Work to be completed:
Set down every entry again word for word, please, but skip the pictures.

<<<<

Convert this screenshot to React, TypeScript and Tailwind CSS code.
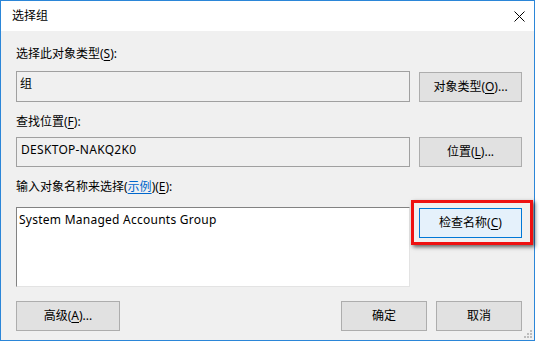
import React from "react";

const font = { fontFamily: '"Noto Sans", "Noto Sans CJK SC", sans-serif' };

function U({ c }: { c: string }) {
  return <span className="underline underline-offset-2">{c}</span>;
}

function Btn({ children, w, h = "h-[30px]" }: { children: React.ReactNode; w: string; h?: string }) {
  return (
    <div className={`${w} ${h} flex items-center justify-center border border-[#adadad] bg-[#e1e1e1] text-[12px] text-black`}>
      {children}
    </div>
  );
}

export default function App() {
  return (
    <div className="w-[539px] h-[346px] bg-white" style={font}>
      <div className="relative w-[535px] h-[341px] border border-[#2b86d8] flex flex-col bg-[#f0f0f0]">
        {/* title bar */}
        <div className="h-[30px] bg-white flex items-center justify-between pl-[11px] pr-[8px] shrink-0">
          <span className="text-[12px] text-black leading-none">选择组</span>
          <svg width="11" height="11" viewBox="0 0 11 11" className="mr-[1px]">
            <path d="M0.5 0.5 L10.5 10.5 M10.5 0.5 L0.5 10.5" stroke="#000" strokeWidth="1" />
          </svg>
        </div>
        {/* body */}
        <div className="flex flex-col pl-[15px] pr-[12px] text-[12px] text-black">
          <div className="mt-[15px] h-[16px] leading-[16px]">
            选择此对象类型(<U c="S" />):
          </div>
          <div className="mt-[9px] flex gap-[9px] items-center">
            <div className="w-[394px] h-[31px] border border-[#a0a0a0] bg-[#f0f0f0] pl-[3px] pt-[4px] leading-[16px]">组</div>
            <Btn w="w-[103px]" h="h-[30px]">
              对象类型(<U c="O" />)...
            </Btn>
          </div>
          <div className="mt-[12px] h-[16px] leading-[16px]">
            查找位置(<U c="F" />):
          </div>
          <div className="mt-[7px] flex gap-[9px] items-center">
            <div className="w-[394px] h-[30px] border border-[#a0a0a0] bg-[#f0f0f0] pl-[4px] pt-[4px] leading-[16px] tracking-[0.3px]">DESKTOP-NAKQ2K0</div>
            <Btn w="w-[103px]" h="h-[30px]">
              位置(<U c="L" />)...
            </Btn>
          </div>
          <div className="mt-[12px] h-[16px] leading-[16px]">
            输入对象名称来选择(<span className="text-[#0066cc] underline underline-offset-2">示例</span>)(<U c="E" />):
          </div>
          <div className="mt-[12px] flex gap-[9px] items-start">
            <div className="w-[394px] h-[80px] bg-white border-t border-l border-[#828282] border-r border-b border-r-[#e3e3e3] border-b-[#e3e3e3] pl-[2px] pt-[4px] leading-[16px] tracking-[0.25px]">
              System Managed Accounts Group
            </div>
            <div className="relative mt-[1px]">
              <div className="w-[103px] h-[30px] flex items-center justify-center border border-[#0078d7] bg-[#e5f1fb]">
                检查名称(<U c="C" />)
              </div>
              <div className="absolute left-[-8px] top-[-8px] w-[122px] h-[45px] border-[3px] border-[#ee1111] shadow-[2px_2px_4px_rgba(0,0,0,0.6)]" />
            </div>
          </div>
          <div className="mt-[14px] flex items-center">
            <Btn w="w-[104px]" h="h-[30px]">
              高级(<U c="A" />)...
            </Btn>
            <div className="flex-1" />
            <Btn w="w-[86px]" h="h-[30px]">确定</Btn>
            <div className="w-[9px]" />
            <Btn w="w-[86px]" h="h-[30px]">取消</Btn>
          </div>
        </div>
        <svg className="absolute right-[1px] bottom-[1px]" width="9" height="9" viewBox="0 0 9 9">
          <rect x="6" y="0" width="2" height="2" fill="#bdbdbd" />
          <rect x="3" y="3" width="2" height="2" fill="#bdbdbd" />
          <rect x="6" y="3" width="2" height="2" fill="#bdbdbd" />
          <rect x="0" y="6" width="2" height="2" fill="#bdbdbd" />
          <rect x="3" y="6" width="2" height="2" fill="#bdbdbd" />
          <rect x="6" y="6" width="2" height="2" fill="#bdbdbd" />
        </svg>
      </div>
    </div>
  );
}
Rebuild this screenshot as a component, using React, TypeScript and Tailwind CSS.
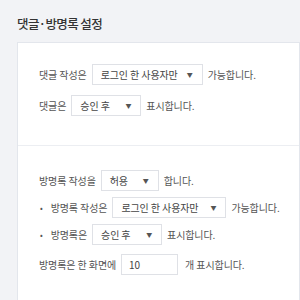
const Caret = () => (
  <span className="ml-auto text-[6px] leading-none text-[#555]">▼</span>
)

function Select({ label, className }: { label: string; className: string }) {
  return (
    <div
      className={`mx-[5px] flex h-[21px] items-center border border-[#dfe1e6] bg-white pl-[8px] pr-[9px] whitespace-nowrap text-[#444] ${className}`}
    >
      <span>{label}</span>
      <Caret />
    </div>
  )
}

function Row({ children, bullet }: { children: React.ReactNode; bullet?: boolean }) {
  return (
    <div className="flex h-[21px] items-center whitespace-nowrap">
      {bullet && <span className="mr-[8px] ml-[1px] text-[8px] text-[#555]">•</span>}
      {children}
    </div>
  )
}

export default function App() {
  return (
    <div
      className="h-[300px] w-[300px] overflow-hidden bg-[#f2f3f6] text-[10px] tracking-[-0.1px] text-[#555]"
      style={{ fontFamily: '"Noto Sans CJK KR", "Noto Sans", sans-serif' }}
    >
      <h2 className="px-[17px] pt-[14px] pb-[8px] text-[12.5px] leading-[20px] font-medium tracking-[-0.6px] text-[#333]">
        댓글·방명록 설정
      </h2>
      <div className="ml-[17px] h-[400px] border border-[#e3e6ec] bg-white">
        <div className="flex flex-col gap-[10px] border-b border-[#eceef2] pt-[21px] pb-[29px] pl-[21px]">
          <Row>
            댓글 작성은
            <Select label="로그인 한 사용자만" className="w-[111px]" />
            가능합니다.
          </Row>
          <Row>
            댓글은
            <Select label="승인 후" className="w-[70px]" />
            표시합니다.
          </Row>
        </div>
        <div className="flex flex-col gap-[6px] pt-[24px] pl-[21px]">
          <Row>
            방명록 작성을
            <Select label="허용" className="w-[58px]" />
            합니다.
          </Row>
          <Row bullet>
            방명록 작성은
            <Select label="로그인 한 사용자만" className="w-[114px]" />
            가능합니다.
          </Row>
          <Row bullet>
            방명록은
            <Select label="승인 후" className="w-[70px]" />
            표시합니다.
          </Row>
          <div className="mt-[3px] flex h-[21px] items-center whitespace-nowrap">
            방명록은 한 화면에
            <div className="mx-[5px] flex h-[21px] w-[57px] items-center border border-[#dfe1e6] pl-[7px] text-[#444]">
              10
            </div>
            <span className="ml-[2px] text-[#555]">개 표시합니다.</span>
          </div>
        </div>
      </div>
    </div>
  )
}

>>>>

Solution to this task:
Convert this screenshot to React, TypeScript and Tailwind CSS code.
import React from "react";

const font = { fontFamily: '"Noto Sans", "Noto Sans CJK SC", sans-serif' };

function U({ c }: { c: string }) {
  return <span className="underline underline-offset-2">{c}</span>;
}

function Btn({ children, w, h = "h-[30px]" }: { children: React.ReactNode; w: string; h?: string }) {
  return (
    <div className={`${w} ${h} flex items-center justify-center border border-[#adadad] bg-[#e1e1e1] text-[12px] text-black`}>
      {children}
    </div>
  );
}

export default function App() {
  return (
    <div className="w-[539px] h-[346px] bg-white" style={font}>
      <div className="relative w-[535px] h-[341px] border border-[#2b86d8] flex flex-col bg-[#f0f0f0]">
        {/* title bar */}
        <div className="h-[30px] bg-white flex items-center justify-between pl-[11px] pr-[8px] shrink-0">
          <span className="text-[12px] text-black leading-none">选择组</span>
          <svg width="11" height="11" viewBox="0 0 11 11" className="mr-[1px]">
            <path d="M0.5 0.5 L10.5 10.5 M10.5 0.5 L0.5 10.5" stroke="#000" strokeWidth="1" />
          </svg>
        </div>
        {/* body */}
        <div className="flex flex-col pl-[15px] pr-[12px] text-[12px] text-black">
          <div className="mt-[15px] h-[16px] leading-[16px]">
            选择此对象类型(<U c="S" />):
          </div>
          <div className="mt-[9px] flex gap-[9px] items-center">
            <div className="w-[394px] h-[31px] border border-[#a0a0a0] bg-[#f0f0f0] pl-[3px] pt-[4px] leading-[16px]">组</div>
            <Btn w="w-[103px]" h="h-[30px]">
              对象类型(<U c="O" />)...
            </Btn>
          </div>
          <div className="mt-[12px] h-[16px] leading-[16px]">
            查找位置(<U c="F" />):
          </div>
          <div className="mt-[7px] flex gap-[9px] items-center">
            <div className="w-[394px] h-[30px] border border-[#a0a0a0] bg-[#f0f0f0] pl-[4px] pt-[4px] leading-[16px] tracking-[0.3px]">DESKTOP-NAKQ2K0</div>
            <Btn w="w-[103px]" h="h-[30px]">
              位置(<U c="L" />)...
            </Btn>
          </div>
          <div className="mt-[12px] h-[16px] leading-[16px]">
            输入对象名称来选择(<span className="text-[#0066cc] underline underline-offset-2">示例</span>)(<U c="E" />):
          </div>
          <div className="mt-[12px] flex gap-[9px] items-start">
            <div className="w-[394px] h-[80px] bg-white border-t border-l border-[#828282] border-r border-b border-r-[#e3e3e3] border-b-[#e3e3e3] pl-[2px] pt-[4px] leading-[16px] tracking-[0.25px]">
              System Managed Accounts Group
            </div>
            <div className="relative mt-[1px]">
              <div className="w-[103px] h-[30px] flex items-center justify-center border border-[#0078d7] bg-[#e5f1fb]">
                检查名称(<U c="C" />)
              </div>
              <div className="absolute left-[-8px] top-[-8px] w-[122px] h-[45px] border-[3px] border-[#ee1111] shadow-[2px_2px_4px_rgba(0,0,0,0.6)]" />
            </div>
          </div>
          <div className="mt-[14px] flex items-center">
            <Btn w="w-[104px]" h="h-[30px]">
              高级(<U c="A" />)...
            </Btn>
            <div className="flex-1" />
            <Btn w="w-[86px]" h="h-[30px]">确定</Btn>
            <div className="w-[9px]" />
            <Btn w="w-[86px]" h="h-[30px]">取消</Btn>
          </div>
        </div>
        <svg className="absolute right-[1px] bottom-[1px]" width="9" height="9" viewBox="0 0 9 9">
          <rect x="6" y="0" width="2" height="2" fill="#bdbdbd" />
          <rect x="3" y="3" width="2" height="2" fill="#bdbdbd" />
          <rect x="6" y="3" width="2" height="2" fill="#bdbdbd" />
          <rect x="0" y="6" width="2" height="2" fill="#bdbdbd" />
          <rect x="3" y="6" width="2" height="2" fill="#bdbdbd" />
          <rect x="6" y="6" width="2" height="2" fill="#bdbdbd" />
        </svg>
      </div>
    </div>
  );
}
Rebuild this screenshot as a component, using React, TypeScript and Tailwind CSS.
const Caret = () => (
  <span className="ml-auto text-[6px] leading-none text-[#555]">▼</span>
)

function Select({ label, className }: { label: string; className: string }) {
  return (
    <div
      className={`mx-[5px] flex h-[21px] items-center border border-[#dfe1e6] bg-white pl-[8px] pr-[9px] whitespace-nowrap text-[#444] ${className}`}
    >
      <span>{label}</span>
      <Caret />
    </div>
  )
}

function Row({ children, bullet }: { children: React.ReactNode; bullet?: boolean }) {
  return (
    <div className="flex h-[21px] items-center whitespace-nowrap">
      {bullet && <span className="mr-[8px] ml-[1px] text-[8px] text-[#555]">•</span>}
      {children}
    </div>
  )
}

export default function App() {
  return (
    <div
      className="h-[300px] w-[300px] overflow-hidden bg-[#f2f3f6] text-[10px] tracking-[-0.1px] text-[#555]"
      style={{ fontFamily: '"Noto Sans CJK KR", "Noto Sans", sans-serif' }}
    >
      <h2 className="px-[17px] pt-[14px] pb-[8px] text-[12.5px] leading-[20px] font-medium tracking-[-0.6px] text-[#333]">
        댓글·방명록 설정
      </h2>
      <div className="ml-[17px] h-[400px] border border-[#e3e6ec] bg-white">
        <div className="flex flex-col gap-[10px] border-b border-[#eceef2] pt-[21px] pb-[29px] pl-[21px]">
          <Row>
            댓글 작성은
            <Select label="로그인 한 사용자만" className="w-[111px]" />
            가능합니다.
          </Row>
          <Row>
            댓글은
            <Select label="승인 후" className="w-[70px]" />
            표시합니다.
          </Row>
        </div>
        <div className="flex flex-col gap-[6px] pt-[24px] pl-[21px]">
          <Row>
            방명록 작성을
            <Select label="허용" className="w-[58px]" />
            합니다.
          </Row>
          <Row bullet>
            방명록 작성은
            <Select label="로그인 한 사용자만" className="w-[114px]" />
            가능합니다.
          </Row>
          <Row bullet>
            방명록은
            <Select label="승인 후" className="w-[70px]" />
            표시합니다.
          </Row>
          <div className="mt-[3px] flex h-[21px] items-center whitespace-nowrap">
            방명록은 한 화면에
            <div className="mx-[5px] flex h-[21px] w-[57px] items-center border border-[#dfe1e6] pl-[7px] text-[#444]">
              10
            </div>
            <span className="ml-[2px] text-[#555]">개 표시합니다.</span>
          </div>
        </div>
      </div>
    </div>
  )
}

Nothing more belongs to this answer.